Stories from my Grandmother’s House

Video and sound, 6 min 40 s; virtual reality experience, 25 min, 2025 

Stories from my Grandmother’s House is a virtual reality (VR) project that tells the story of the artist’s Palestinian-Armenian family across several centuries. The journey begins in a room in her grandmother’s house in Haifa, Palestine, in the 1930s, and time travels through different eras: from a shipwreck off the coast of Akka in the 1700s to the streets of Palestine. 

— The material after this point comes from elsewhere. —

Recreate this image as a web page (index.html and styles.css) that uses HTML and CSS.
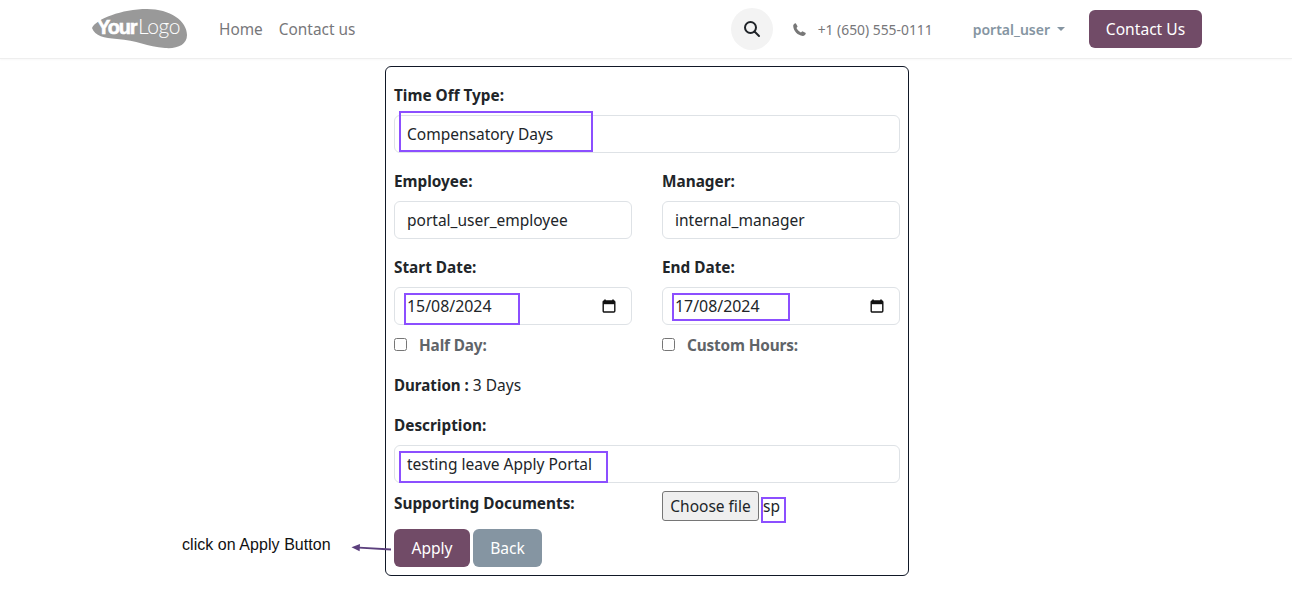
FILE: index.html

```html
<!DOCTYPE html>
<html>
<head>
    <title>Time Off Request</title>
    <link rel="stylesheet" href="styles.css">
</head>
<body>
    <header class="topbar">
        <div class="topbar-inner">
            <svg class="logo" width="95" height="40" viewBox="0 0 95 40">
                <path d="M0 19 C4 10 30 0 55 0 C78 0 95 12 95 26 C95 36 85 40 73 39 C55 38 45 31 25 30 C12 29 3 27 0 19 Z" fill="#999999"/>
                <text class="logo-your" x="5" y="25">Your</text>
                <text class="logo-logo" x="46" y="25">Logo</text>
            </svg>
            <nav class="nav">
                <a>Home</a>
                <a>Contact us</a>
            </nav>
            <div class="search-btn">
                <svg width="18" height="18" viewBox="0 0 18 18" fill="none" stroke="#1f2328" stroke-width="2">
                    <circle cx="7.5" cy="7.5" r="5.5"/>
                    <path d="M11.5 11.5 L16 16" stroke-linecap="round"/>
                </svg>
            </div>
            <div class="phone">
                <svg width="13" height="13" viewBox="0 0 13 13">
                    <path d="M2.8 0.3 L4.6 3.6 L3.5 5 C4.3 6.7 5.9 8.4 7.9 9.4 L9.4 8.2 L12.8 10 C12.7 11.6 11.4 12.9 9.8 12.9 C4.6 12.4 0.7 8.2 0.2 3 C0.2 1.6 1.2 0.6 2.8 0.3 Z" fill="#777777"/>
                </svg>
                <span class="phone-num">+1 (650) 555-0111</span>
            </div>
            <div class="user">portal_user<span class="caret"></span></div>
            <a class="btn btn-brand contact-btn">Contact Us</a>
        </div>
    </header>

    <main class="page">
        <form class="card">
            <div class="field">
                <label>Time Off Type:</label>
                <div class="control">Compensatory Days<span class="mark mark-type"></span></div>
            </div>
            <div class="row">
                <div class="field">
                    <label>Employee:</label>
                    <div class="control">portal_user_employee</div>
                </div>
                <div class="field">
                    <label>Manager:</label>
                    <div class="control">internal_manager</div>
                </div>
            </div>
            <div class="row">
                <div class="col">
                    <div class="field field-date">
                        <label>Start Date:</label>
                        <div class="control control-date">15/08/2024
                            <svg class="cal" width="14" height="14" viewBox="0 0 14 14"><path d="M3 0.5 V2 M11 0.5 V2" stroke="#111" stroke-width="1.6"/><rect x="1.2" y="2" width="11.6" height="11" rx="1" fill="none" stroke="#111" stroke-width="1.4"/><rect x="1.2" y="2" width="11.6" height="3.2" fill="#111"/></svg>
                            <span class="mark mark-start"></span>
                        </div>
                    </div>
                    <div class="check"><input type="checkbox"><span>Half Day:</span></div>
                </div>
                <div class="col">
                    <div class="field field-date">
                        <label>End Date:</label>
                        <div class="control control-date">17/08/2024
                            <svg class="cal" width="14" height="14" viewBox="0 0 14 14"><path d="M3 0.5 V2 M11 0.5 V2" stroke="#111" stroke-width="1.6"/><rect x="1.2" y="2" width="11.6" height="11" rx="1" fill="none" stroke="#111" stroke-width="1.4"/><rect x="1.2" y="2" width="11.6" height="3.2" fill="#111"/></svg>
                            <span class="mark mark-end"></span>
                        </div>
                    </div>
                    <div class="check"><input type="checkbox"><span>Custom Hours:</span></div>
                </div>
            </div>
            <p class="duration"><b>Duration :</b> 3 Days</p>
            <div class="field field-desc">
                <label>Description:</label>
                <div class="control">testing leave Apply Portal<span class="mark mark-desc"></span></div>
            </div>
            <div class="row row-docs">
                <label>Supporting Documents:</label>
                <div class="file">
                    <button type="button" class="file-btn">Choose file</button>
                    <span class="file-name">sp</span>
                </div>
            </div>
            <div class="actions">
                <a class="btn btn-brand">Apply</a>
                <a class="btn btn-back">Back</a>
            </div>
        </form>
    </main>

    <div class="note">click on Apply Button</div>
    <svg class="note-arrow" width="42" height="10" viewBox="0 0 42 10">
        <path d="M40 6.5 L8 4.6" stroke="#5b3f7d" stroke-width="1.8"/>
        <path d="M0.5 4.2 L9 1 L8.6 8.2 Z" fill="#5b3f7d"/>
    </svg>
</body>
</html>
```

FILE: styles.css

```css
body {
    margin: 0;
    background: #fff;
    color: #212529;
    font-family: "Noto Sans", "Open Sans", sans-serif;
    font-size: 15.5px;
    line-height: 24px;
}

.topbar {
    height: 58px;
    border-bottom: 1px solid #eeeeee;
    box-shadow: 0 1px 2px rgba(0, 0, 0, 0.03);
}

.topbar-inner {
    width: 1110px;
    height: 58px;
    margin: 0 auto;
    padding-left: 2px;
    display: flex;
    align-items: center;
}

.logo { margin-top: -1px; }
.logo-your { font-family: "Liberation Sans", sans-serif; font-weight: bold; font-size: 20px; letter-spacing: -1.2px; fill: #fff; stroke: #fff; stroke-width: 0.6px; }
.logo-logo { font-family: "Lato", sans-serif; font-weight: 300; font-size: 21px; letter-spacing: -0.4px; fill: #fff; }

.nav {
    display: flex;
    gap: 16px;
    margin-left: 32px;
    padding-top: 2px;
    color: #77777a;
    font-size: 15.4px;
}

.search-btn {
    width: 42px;
    height: 42px;
    border-radius: 50%;
    background: #f3f3f3;
    display: flex;
    align-items: center;
    justify-content: center;
    margin-left: auto;
}

.phone {
    display: flex;
    align-items: center;
    gap: 12px;
    margin-left: 20px;
    color: #77777a;
    font-size: 13.85px;
}

.phone-num { padding-top: 2px; }

.user {
    display: flex;
    align-items: center;
    margin-left: 40px;
    padding-top: 2px;
    color: #8595a2;
    font-size: 14px;
    font-weight: 600;
}

.caret {
    margin-left: 7px;
    margin-top: -2px;
    border-top: 4px solid #8595a2;
    border-left: 4px solid transparent;
    border-right: 4px solid transparent;
}

.btn {
    height: 38px;
    padding: 0 16px;
    border-radius: 6px;
    color: #fff;
    display: inline-flex;
    align-items: center;
    justify-content: center;
    box-sizing: border-box;
    font-size: 15.6px;
}

.btn-brand { background: #714b67; }
.btn-back { background: #8595a2; }

.contact-btn {
    width: 113px;
    margin-left: 24px;
}

.page {
    display: flex;
    justify-content: center;
    padding: 7px 0 24px 2px;
}

.card {
    width: 524px;
    box-sizing: border-box;
    padding: 16px 8px 8px;
    border: 1px solid #111827;
    border-radius: 6px;
}

label {
    display: block;
    font-weight: 700;
    font-size: 15.35px;
}

.field { margin-bottom: 16px; }
.field label { margin-bottom: 8px; }
.field-date { margin-bottom: 8px; }
.field-desc { margin-bottom: 8px; }

.control {
    position: relative;
    height: 38px;
    box-sizing: border-box;
    padding: 0 12px;
    border: 1px solid #dee2e6;
    border-radius: 6px;
    display: flex;
    align-items: center;
}

.control-date {
    justify-content: space-between;
    font-size: 15.9px;
}

.cal { margin-right: 3px; }

.row {
    display: grid;
    grid-template-columns: 238px 238px;
    column-gap: 30px;
}

.check {
    display: flex;
    align-items: center;
    height: 24px;
    margin-bottom: 16px;
    color: #5f6469;
    font-weight: 700;
    font-size: 15.35px;
    letter-spacing: -0.15px;
}

.check input {
    width: 13px;
    height: 13px;
    margin: -1px 12px 0 0;
}

.duration {
    margin: 0 0 16px;
}

.duration b { font-size: 15.1px; }

.row-docs {
    height: 30px;
    margin-bottom: 8px;
}

.file {
    display: flex;
    align-items: flex-start;
}

.file-btn {
    width: 97px;
    height: 30px;
    padding: 0;
    background: #efefef;
    border: 1px solid #767676;
    border-radius: 3px;
    color: #212529;
    font: inherit;
}

.file-name {
    width: 25px;
    height: 26px;
    box-sizing: border-box;
    margin: 6px 0 0 2px;
    border: 2px solid #8c4fff;
    line-height: 14px;
}

.actions {
    display: flex;
    gap: 3px;
}

.actions .btn-brand { width: 76px; }
.actions .btn-back { width: 69px; }

/* purple annotation boxes drawn over the form */
.mark {
    position: absolute;
    box-sizing: border-box;
    border: 2px solid #8c4fff;
}

.mark-type { left: 4px; top: -5px; width: 194px; height: 41px; }
.mark-start { left: 9px; top: 5px; width: 116px; height: 32px; }
.mark-end { left: 9px; top: 5px; width: 118px; height: 28px; }
.mark-desc { left: 4px; top: 5px; width: 209px; height: 32px; }

.note {
    position: absolute;
    left: 182px;
    top: 536px;
    font-family: "Liberation Sans", sans-serif;
    font-size: 16px;
    letter-spacing: 0.05px;
    line-height: 18px;
    color: #111;
}

.note-arrow {
    position: absolute;
    left: 351px;
    top: 543px;
}
```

The project combines archival research with contemporary explorations of Haifa to explore how present realities and personal connections to Haifa have been shaped by the social and political period of British Mandate Palestine. Utilizing VR as a means of travel, the installation circumvents time, place and contemporary borders to allow viewers to access places that might be otherwise restricted and to experience Palestine as it would have been during Maroun Tomb’s lifetime and through Kelleyan’s family history.

The project explores whether VR can give us spatial memories, valuing alternative systems of knowledge such as sensory perception and oral histories. Stories From My Grandmother’s House intends to create a space where one can obtain knowledge through feeling and to carry heritage forward as living memory into the future.

Mado Kelleyan is an artist and experience designer specializing in how technology can be used to augment imagination. Her work uses immersive technologies to create portals into stories that are not so often told, engaging audiences through rich, multi-sensory experiences that foster connection, interaction and discovery.

Kelleyan holds an MA from the Royal College of Art, UK. Her work has been featured in Esquire Middle East, Stir World, and The Dezeen Awards. She has exhibited in London at the Festival of Architecture, Breeze Film Festival, Design Festival, and Al Ma’mal Foundation for Contemporary Art in Jerusalem.